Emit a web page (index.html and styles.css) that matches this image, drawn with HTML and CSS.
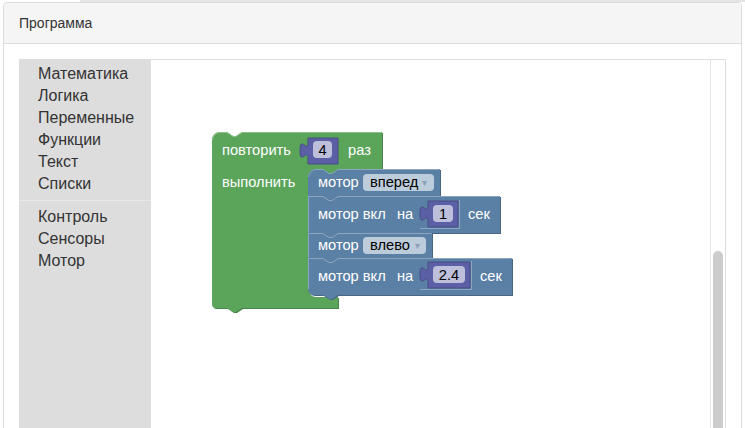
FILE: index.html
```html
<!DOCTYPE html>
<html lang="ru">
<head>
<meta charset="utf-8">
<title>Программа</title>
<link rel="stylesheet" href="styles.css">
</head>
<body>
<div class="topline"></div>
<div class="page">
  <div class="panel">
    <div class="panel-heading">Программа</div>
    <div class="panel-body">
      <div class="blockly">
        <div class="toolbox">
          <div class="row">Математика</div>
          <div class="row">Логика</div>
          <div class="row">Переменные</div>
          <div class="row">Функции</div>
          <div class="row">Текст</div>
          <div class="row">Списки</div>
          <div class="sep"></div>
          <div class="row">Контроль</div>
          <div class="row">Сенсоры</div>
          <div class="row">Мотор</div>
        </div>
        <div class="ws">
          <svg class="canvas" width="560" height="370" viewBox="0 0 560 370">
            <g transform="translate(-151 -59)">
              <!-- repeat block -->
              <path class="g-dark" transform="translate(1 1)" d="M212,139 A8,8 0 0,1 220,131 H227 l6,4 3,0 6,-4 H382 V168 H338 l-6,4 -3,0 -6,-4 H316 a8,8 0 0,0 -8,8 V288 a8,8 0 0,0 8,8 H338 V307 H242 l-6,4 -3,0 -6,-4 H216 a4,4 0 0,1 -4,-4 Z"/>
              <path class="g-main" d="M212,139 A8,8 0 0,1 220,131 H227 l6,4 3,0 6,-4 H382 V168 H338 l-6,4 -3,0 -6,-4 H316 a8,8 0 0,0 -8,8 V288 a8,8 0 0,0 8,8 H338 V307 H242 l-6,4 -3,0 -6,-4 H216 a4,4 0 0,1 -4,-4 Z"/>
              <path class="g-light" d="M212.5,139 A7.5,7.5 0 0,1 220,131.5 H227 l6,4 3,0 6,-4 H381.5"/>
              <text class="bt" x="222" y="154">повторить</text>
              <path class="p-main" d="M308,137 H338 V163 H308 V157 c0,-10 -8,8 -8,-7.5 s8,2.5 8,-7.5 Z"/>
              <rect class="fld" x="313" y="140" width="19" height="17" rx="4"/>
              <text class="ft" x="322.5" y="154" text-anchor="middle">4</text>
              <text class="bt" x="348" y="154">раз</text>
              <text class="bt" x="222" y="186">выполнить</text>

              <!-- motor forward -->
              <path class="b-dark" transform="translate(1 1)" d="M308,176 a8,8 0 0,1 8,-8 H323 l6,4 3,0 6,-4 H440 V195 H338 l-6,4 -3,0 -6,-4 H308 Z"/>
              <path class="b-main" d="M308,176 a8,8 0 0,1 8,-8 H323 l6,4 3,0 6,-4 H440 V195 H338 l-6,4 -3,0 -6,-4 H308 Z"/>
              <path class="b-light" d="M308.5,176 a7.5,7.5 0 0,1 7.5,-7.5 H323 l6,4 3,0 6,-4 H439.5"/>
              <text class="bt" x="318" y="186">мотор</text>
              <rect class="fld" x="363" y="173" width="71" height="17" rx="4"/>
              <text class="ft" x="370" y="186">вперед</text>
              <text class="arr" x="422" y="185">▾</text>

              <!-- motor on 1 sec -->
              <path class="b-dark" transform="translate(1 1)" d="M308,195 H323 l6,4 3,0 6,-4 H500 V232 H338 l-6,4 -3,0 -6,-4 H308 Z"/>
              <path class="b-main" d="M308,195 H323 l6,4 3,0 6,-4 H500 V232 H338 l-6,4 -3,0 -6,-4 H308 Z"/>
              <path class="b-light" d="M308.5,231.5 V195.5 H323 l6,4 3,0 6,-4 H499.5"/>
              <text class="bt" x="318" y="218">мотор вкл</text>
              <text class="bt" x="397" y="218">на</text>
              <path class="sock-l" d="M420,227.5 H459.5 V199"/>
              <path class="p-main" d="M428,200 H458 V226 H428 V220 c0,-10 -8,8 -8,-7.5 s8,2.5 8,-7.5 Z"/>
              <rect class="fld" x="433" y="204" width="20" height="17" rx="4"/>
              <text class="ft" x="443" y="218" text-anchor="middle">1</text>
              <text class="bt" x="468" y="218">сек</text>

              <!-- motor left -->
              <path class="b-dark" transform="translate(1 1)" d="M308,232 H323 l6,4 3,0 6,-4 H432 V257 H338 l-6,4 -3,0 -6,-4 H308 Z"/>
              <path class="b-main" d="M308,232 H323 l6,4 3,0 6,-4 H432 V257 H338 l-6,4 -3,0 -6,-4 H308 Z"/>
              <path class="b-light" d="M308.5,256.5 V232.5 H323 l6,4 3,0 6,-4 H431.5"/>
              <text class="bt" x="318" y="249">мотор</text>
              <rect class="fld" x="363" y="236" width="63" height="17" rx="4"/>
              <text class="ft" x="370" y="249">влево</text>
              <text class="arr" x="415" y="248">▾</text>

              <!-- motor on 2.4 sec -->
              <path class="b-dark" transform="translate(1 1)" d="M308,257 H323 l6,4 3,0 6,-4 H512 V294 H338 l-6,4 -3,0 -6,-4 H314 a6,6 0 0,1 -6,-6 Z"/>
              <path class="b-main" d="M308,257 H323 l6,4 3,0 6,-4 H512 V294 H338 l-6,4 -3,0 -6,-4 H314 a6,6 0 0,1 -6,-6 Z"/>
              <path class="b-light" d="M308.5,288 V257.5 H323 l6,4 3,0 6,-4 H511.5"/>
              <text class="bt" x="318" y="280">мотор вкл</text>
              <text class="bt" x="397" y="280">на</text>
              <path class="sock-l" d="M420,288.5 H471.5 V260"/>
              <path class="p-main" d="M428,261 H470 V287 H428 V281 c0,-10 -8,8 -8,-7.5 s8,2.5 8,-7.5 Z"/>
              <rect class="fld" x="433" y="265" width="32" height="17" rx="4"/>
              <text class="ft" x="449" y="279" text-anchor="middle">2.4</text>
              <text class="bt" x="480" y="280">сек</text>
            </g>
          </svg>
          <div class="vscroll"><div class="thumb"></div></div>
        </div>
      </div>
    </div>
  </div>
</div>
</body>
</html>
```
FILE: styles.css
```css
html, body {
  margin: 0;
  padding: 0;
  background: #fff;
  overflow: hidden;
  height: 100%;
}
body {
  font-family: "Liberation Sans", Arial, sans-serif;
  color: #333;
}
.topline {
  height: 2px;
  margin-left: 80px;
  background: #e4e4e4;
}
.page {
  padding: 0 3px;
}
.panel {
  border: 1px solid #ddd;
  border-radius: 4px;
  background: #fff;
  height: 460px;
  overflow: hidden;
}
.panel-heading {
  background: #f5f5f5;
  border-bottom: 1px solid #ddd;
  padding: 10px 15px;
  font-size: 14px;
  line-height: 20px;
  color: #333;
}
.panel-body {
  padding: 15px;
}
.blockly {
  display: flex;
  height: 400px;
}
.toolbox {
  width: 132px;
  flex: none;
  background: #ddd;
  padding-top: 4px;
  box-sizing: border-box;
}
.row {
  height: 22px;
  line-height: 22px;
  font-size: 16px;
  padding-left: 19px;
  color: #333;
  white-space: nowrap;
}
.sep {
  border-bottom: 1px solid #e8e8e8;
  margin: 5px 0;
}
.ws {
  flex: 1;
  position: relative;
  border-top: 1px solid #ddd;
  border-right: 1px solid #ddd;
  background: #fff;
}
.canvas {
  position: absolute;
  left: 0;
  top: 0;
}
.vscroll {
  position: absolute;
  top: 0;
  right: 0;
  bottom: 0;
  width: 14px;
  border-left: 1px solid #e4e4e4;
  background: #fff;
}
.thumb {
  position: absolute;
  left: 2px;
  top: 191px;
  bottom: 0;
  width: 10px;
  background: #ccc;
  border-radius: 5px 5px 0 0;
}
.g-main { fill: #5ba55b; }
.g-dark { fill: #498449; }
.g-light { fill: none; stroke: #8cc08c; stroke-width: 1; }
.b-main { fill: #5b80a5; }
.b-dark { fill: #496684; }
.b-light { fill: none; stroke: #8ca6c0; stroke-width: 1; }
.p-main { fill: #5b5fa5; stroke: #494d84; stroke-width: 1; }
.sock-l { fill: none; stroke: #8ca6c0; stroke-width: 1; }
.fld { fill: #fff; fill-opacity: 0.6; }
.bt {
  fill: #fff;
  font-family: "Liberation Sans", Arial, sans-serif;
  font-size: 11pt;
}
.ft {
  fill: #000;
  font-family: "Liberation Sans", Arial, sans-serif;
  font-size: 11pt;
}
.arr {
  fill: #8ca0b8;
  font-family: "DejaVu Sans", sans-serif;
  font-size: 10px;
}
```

+++

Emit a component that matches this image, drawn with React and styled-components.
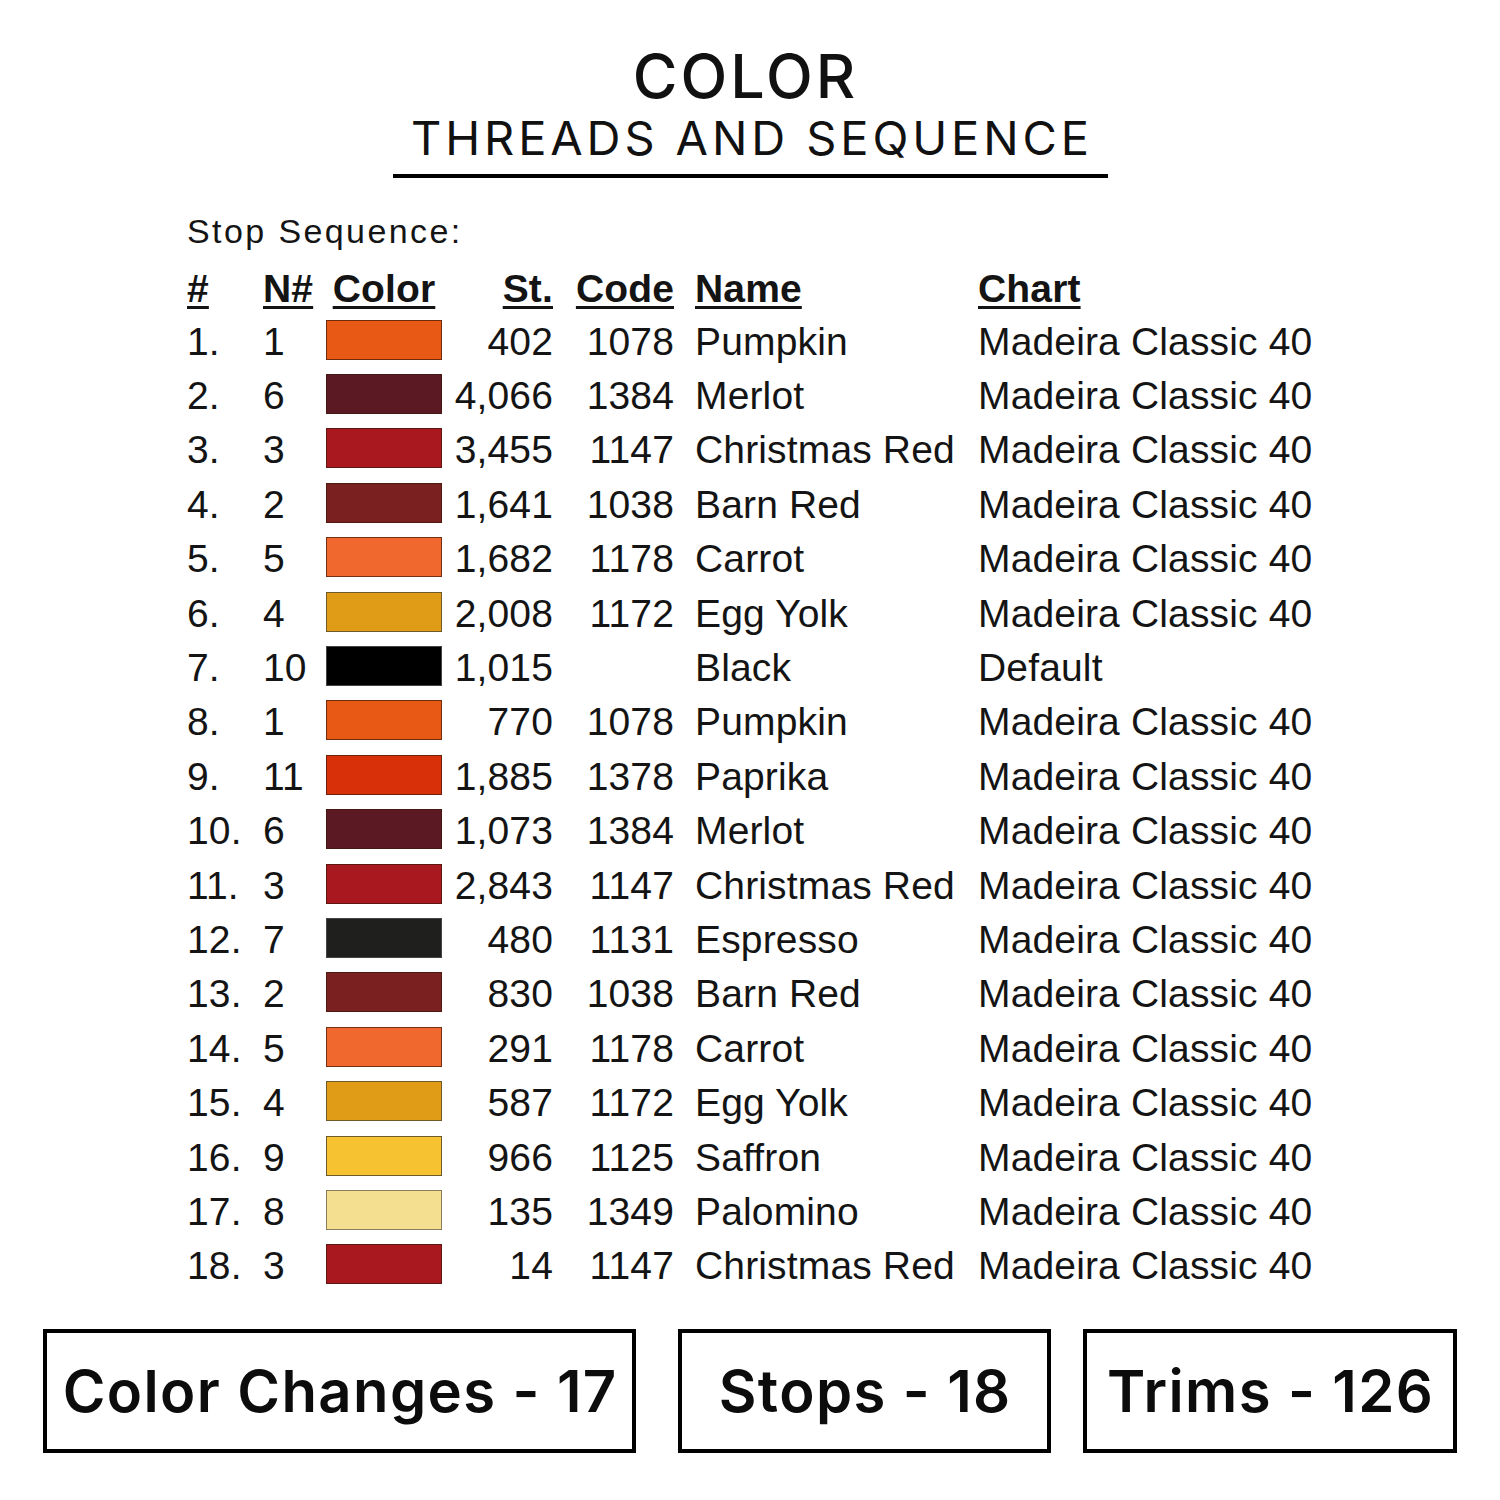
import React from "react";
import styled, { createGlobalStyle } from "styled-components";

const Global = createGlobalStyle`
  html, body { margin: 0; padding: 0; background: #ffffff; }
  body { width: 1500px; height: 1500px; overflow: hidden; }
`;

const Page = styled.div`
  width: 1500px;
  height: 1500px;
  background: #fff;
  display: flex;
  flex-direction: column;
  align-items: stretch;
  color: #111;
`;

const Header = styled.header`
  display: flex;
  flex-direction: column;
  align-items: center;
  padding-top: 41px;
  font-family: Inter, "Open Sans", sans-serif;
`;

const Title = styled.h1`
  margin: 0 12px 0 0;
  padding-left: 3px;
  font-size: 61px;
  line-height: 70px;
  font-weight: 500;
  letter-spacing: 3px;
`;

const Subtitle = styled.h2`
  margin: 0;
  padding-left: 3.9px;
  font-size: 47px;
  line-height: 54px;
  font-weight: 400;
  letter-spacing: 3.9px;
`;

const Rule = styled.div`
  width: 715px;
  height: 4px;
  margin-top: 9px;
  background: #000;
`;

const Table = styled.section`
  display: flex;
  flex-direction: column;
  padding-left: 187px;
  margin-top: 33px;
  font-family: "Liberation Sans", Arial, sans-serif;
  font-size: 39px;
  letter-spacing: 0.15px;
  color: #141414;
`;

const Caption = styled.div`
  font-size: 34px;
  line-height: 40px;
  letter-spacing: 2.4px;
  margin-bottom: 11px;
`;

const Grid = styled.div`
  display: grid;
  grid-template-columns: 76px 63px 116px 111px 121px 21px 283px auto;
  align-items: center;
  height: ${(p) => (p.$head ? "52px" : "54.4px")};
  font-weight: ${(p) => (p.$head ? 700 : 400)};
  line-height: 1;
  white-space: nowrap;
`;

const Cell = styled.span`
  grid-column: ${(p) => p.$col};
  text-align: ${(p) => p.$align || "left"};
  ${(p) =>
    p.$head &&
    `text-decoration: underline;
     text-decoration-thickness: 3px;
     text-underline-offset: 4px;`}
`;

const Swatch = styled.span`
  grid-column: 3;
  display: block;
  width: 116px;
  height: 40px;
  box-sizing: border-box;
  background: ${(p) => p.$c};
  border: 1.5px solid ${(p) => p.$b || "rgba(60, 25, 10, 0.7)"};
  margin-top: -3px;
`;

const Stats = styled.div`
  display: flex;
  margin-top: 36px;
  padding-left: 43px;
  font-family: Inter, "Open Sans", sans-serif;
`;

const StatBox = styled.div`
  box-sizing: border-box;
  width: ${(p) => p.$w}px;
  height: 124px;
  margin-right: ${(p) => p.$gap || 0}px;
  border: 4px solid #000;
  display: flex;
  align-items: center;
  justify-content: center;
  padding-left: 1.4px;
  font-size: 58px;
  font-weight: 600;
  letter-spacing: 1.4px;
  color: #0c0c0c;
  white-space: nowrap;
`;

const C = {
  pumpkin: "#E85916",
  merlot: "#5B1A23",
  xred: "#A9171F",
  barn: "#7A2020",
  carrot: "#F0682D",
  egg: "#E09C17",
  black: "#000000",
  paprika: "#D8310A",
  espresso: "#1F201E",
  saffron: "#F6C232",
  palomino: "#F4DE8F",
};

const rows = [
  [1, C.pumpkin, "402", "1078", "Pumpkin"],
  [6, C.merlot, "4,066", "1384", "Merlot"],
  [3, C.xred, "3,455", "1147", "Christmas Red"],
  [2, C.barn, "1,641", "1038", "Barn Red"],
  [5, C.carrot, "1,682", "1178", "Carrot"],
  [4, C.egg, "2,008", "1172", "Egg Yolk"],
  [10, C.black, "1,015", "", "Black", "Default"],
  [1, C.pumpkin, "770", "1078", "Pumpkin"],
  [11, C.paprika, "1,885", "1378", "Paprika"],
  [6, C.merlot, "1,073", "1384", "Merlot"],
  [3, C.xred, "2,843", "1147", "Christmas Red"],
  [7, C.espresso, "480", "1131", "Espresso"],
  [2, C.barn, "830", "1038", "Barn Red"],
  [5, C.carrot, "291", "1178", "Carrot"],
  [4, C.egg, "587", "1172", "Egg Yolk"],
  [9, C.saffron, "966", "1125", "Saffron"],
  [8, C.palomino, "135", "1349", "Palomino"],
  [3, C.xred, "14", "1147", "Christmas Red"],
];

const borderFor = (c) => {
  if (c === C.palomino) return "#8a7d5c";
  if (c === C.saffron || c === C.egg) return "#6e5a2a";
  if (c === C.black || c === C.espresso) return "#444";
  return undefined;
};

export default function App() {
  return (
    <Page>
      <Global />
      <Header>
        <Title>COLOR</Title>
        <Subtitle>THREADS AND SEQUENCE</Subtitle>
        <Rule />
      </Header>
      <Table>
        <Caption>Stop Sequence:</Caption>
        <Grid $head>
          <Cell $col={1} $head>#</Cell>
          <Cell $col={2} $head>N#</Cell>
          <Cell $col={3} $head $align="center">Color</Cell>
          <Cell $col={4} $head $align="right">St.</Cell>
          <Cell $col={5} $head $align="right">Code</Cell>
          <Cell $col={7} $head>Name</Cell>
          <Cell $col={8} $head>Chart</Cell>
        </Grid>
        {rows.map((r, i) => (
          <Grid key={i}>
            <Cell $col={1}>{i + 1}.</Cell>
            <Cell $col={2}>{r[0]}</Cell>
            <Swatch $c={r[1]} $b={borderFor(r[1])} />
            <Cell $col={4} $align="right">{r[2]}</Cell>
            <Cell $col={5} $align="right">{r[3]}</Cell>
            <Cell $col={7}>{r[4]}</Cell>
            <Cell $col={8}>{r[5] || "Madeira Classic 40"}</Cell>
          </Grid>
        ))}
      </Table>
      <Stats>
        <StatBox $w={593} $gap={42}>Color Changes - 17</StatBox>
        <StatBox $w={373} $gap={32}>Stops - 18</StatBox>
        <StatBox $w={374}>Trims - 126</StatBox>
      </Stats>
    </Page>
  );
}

+++

▸ WHAT YOU HAVE TO DO
Copy all lines from the material that include "styles".

▸ RESULT FOR THIS EXERCISE
Emit a web page (index.html and styles.css) that matches this image, drawn with HTML and CSS.
<link rel="stylesheet" href="styles.css">
FILE: styles.css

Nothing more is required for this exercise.